School aid for poor is uneven, report says

By Nancy Zuckerbrod
Associated Press

WASHINGTON Poor children in public schools are shortchanged by federal and state school aid policies, a report released yesterday says.

The federal Education Department gives states nearly $13 billion a year to help students in low-income districts.

The complex formula used to determine each state's share guarantees a minimum amount for small-population states. That means Wyoming and Vermont, for example, can get more money per poor student than do more populous states.

Federal school dollars also are tied to the amount that each state spends on education. States that spend more get more from Washington.

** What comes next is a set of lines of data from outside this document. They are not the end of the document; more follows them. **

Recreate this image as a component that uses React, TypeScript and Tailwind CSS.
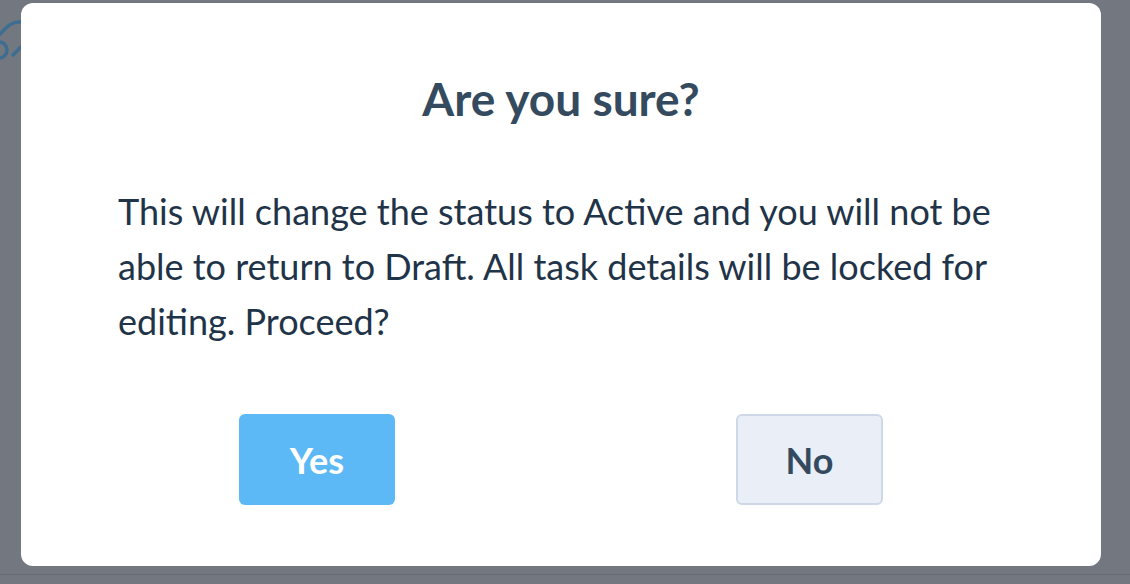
import React from "react";

export default function App() {
  return (
    <div className="relative w-[1130px] h-[584px] bg-[#737880] overflow-hidden" style={{ fontFamily: "Lato, 'Open Sans', sans-serif" }}>
      <div className="absolute left-0 right-0 top-[574px] h-px bg-[#666b73]" />
      <svg className="absolute left-0 top-0 overflow-visible" width="40" height="80" viewBox="0 0 40 80" fill="none" stroke="#3d6d90" strokeWidth="3.5" strokeLinecap="round">
        <path d="M-14 48 L6 28 Q12 22 19 22 L30 22" />
        <circle cx="-1" cy="50" r="8" />
        <path d="M13 55 L26 42" />
      </svg>
      <div className="absolute left-[21px] top-[3px] w-[1080px] h-[563px] bg-white rounded-[12px] flex flex-col items-center">
        <h1 className="mt-[70px] text-[46px] leading-[52px] font-bold text-[#344a5e]">Are you sure?</h1>
        <p className="mt-[59px] px-[97px] text-[36px] leading-[55px] text-[#1f3448] w-full">
          This will change the status to Active and you will not be able to return to Draft. All task details will be locked for editing. Proceed?
        </p>
        <div className="mt-[65px] w-full px-[218px] flex justify-between">
          <button className="w-[156px] h-[91px] rounded-[6px] bg-[#5cb9f6] text-white text-[36px] font-bold">Yes</button>
          <button className="w-[147px] h-[91px] rounded-[6px] bg-[#eaeef6] border-2 border-[#cfd8e6] text-[#344a5e] text-[36px] font-bold">No</button>
        </div>
      </div>
    </div>
  );
}
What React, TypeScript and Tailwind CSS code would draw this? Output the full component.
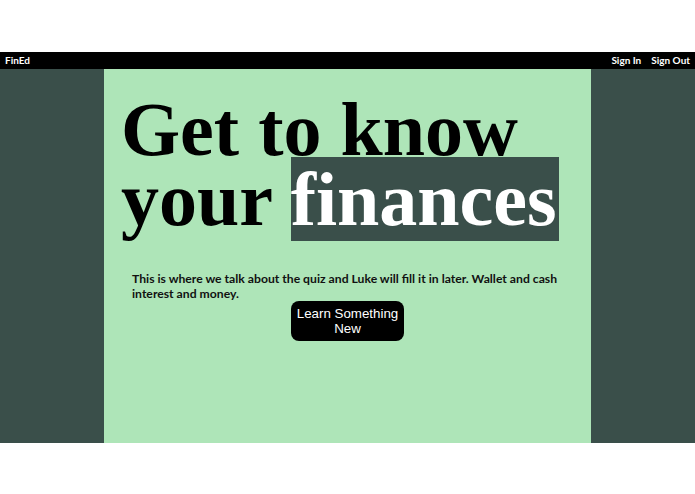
export default function App() {
  return (
    <div className="min-h-[494px] bg-white flex flex-col" style={{ fontFamily: "Lato, 'Noto Sans', sans-serif" }}>
      <div className="h-[52px]" />
      <nav className="h-[17px] bg-black flex items-center justify-between px-[5px] text-[10px] font-bold text-white">
        <span>FinEd</span>
        <div className="flex gap-[10px]">
          <a>Sign In</a>
          <a>Sign Out</a>
        </div>
      </nav>
      <main className="h-[374px] bg-[#3a4f4a] flex justify-center">
        <section className="w-[487px] bg-[#aee5b8] flex flex-col">
          <h1
            className="mt-[25px] pl-[17px] text-[76px] leading-[70px] font-bold text-black"
            style={{ fontFamily: "'Liberation Serif', 'Times New Roman', serif" }}
          >
            Get to know
            <br />
            your <span className="bg-[#3a4f4a] text-white pr-[2px]">finances</span>
          </h1>
          <p className="mt-[37px] px-[28px] text-[12.2px] leading-[15px] font-bold text-[#111]">
            This is where we talk about the quiz and Luke will fill it in later. Wallet and cash interest and money.
          </p>
          <div className="flex justify-center">
            <button
              className="w-[113px] h-[40px] rounded-[8px] bg-black text-white text-[13.33px] leading-[15px]"
              style={{ fontFamily: "'Liberation Sans', Arial, sans-serif" }}
            >
              Learn Something New
            </button>
          </div>
        </section>
      </main>
    </div>
  );
}
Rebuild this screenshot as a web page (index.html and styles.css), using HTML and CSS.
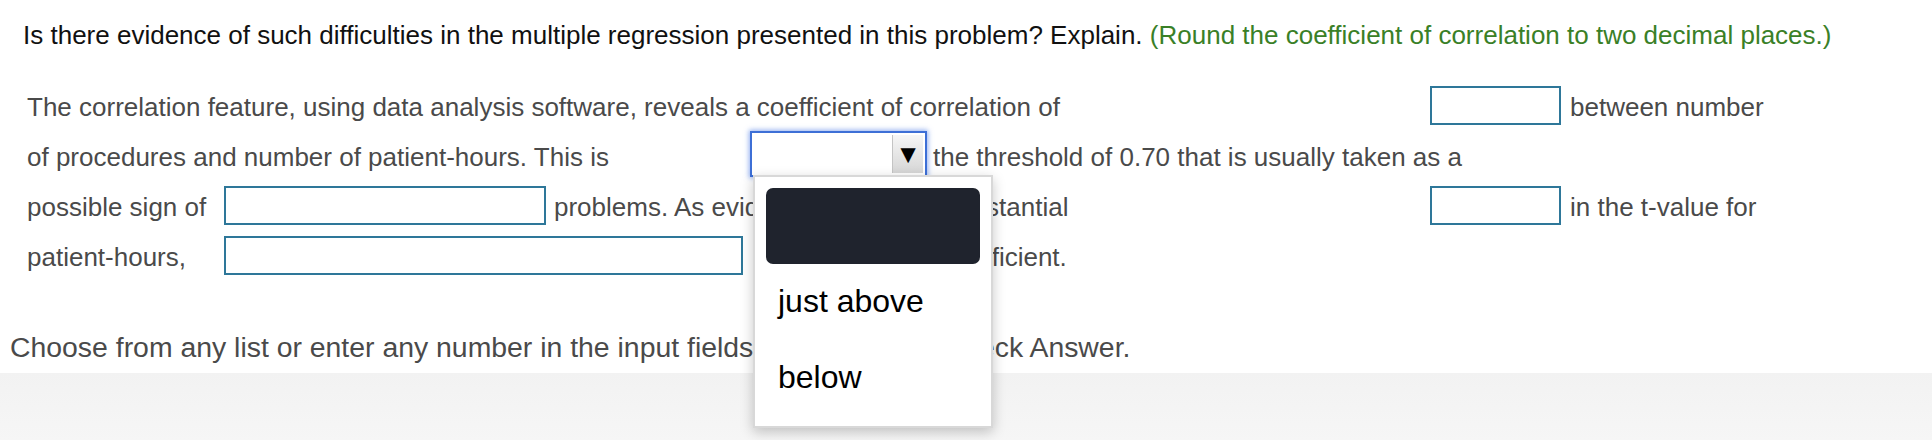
FILE: index.html
```html
<!DOCTYPE html>
<html lang="en">
<head>
<meta charset="UTF-8">
<meta name="viewport" content="width=device-width, initial-scale=1.0">
<title>Multiple Regression Question</title>
<link rel="stylesheet" href="styles.css">
</head>
<body>

<div class="question">
    <p class="prompt">Is there evidence of such difficulties in the multiple regression presented in this problem? Explain. <span class="hint">(Round the coefficient of correlation to two decimal places.)</span></p>

    <div class="answer">
        <div class="row">
            <span class="lead-1">The correlation feature, using data analysis software, reveals a coefficient of correlation of</span>
            <input class="box box-sm" type="text">
            <span>between number</span>
        </div>
        <div class="row">
            <span class="lead-2">of procedures and number of patient-hours. This is</span>
            <div class="select">
                <span class="select-value"></span>
                <span class="select-btn">&#9660;</span>
                <ul class="menu">
                    <li class="menu-item active"></li>
                    <li class="menu-item">just above</li>
                    <li class="menu-item">below</li>
                </ul>
            </div>
            <span>the threshold of 0.70 that is usually taken as a</span>
        </div>
        <div class="row">
            <span class="label">possible sign of</span>
            <input class="box box-md" type="text">
            <span class="mid">problems. As evidence, there is a substantial</span>
            <input class="box box-sm" type="text">
            <span>in the t-value for</span>
        </div>
        <div class="row">
            <span class="label">patient-hours,</span>
            <input class="box box-lg" type="text">
            <span>the regression coefficient.</span>
        </div>
    </div>

    <p class="footnote">Choose from any list or enter any number in the input fields and then click Check Answer.</p>
</div>

<div class="footer"></div>

</body>
</html>
```

FILE: styles.css
```css
* {
    box-sizing: border-box;
}
body {
    margin: 0;
    font-family: 'Liberation Sans', Arial, sans-serif;
    background: #fff;
    color: #4a4a4a;
}
.prompt {
    margin: 20px 0 0 23px;
    font-size: 26px;
    line-height: 30px;
    color: #111;
}
.prompt .hint {
    color: #3a8027;
}
.answer {
    margin-top: 32px;
    padding-left: 27px;
    font-size: 26px;
}
.answer .row {
    display: flex;
    align-items: center;
    height: 50px;
    white-space: nowrap;
}
.answer .lead-1 {
    width: 1403px;
}
.answer .lead-2 {
    width: 723px;
}
.answer .label {
    width: 197px;
}
.answer .mid {
    width: 876px;
    overflow: hidden;
}
.box {
    height: 39px;
    margin: -4px 8px 0 0;
    border: 2px solid #2e7799;
    background: #fff;
    font: inherit;
    padding: 0 6px;
}
.box-sm {
    width: 131px;
    margin-right: 9px;
}
.box-md {
    width: 322px;
}
.box-lg {
    width: 519px;
    margin-right: 28px;
}

/* select with open list */
.select {
    position: relative;
    display: flex;
    width: 177px;
    height: 46px;
    margin: -6px 6px 0 0;
    border: 2px solid #3d6fd6;
    box-shadow: 0 0 5px 1px rgba(70, 120, 230, 0.6);
    background: #fff;
}
.select-value {
    flex: 1;
}
.select-btn {
    width: 31px;
    margin: 2px 2px 2px 0;
    border-left: 1px solid #c4c4c4;
    background: linear-gradient(#f6f6f6, #d6d6d6);
    color: #000;
    font-size: 26px;
    display: flex;
    align-items: center;
    justify-content: center;
}
.menu {
    position: absolute;
    left: 1px;
    top: 42px;
    width: 240px;
    margin: 0;
    padding: 11px 11px 10px;
    list-style: none;
    background: #fff;
    border: 2px solid #d8d8d8;
    box-shadow: 0 4px 12px rgba(0, 0, 0, 0.22);
    z-index: 5;
}
.menu-item {
    height: 76px;
    line-height: 74px;
    padding-left: 12px;
    font-size: 32px;
    color: #000;
    border-radius: 7px;
}
.menu-item.active {
    background: #1f232d;
}

.footnote {
    margin: 40px 0 0 10px;
    font-size: 28.4px;
    line-height: 51px;
    color: #4a4a4a;
}
.footer {
    height: 68px;
    background: linear-gradient(#f2f2f2, #f6f6f6);
}
```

But this link rewards states more for their wealth than their efforts to educate poor kids, according to the Education Trust, a Washington-based children's advocacy group.

For example, the report shows Maryland has fewer poor children than Arkansas but gets about 50 percent more federal aid per poor child, $1,522, than does Arkansas, at $1,009.

The report shows that Hawai'i ranks 25th in the nation, with 26,720 poor children, who receive an average of $1,351.

The gap occurs even though Arkansas dedicates a larger share of its resources to education than does wealthier Maryland, the report says.

The authors say that when Congress reviews federal education spending in the coming year, lawmakers should rethink how they distribute money for poor students.

Poor children were defined as those living in households with incomes below the federal poverty line of $18,660 for a family of four in 2003.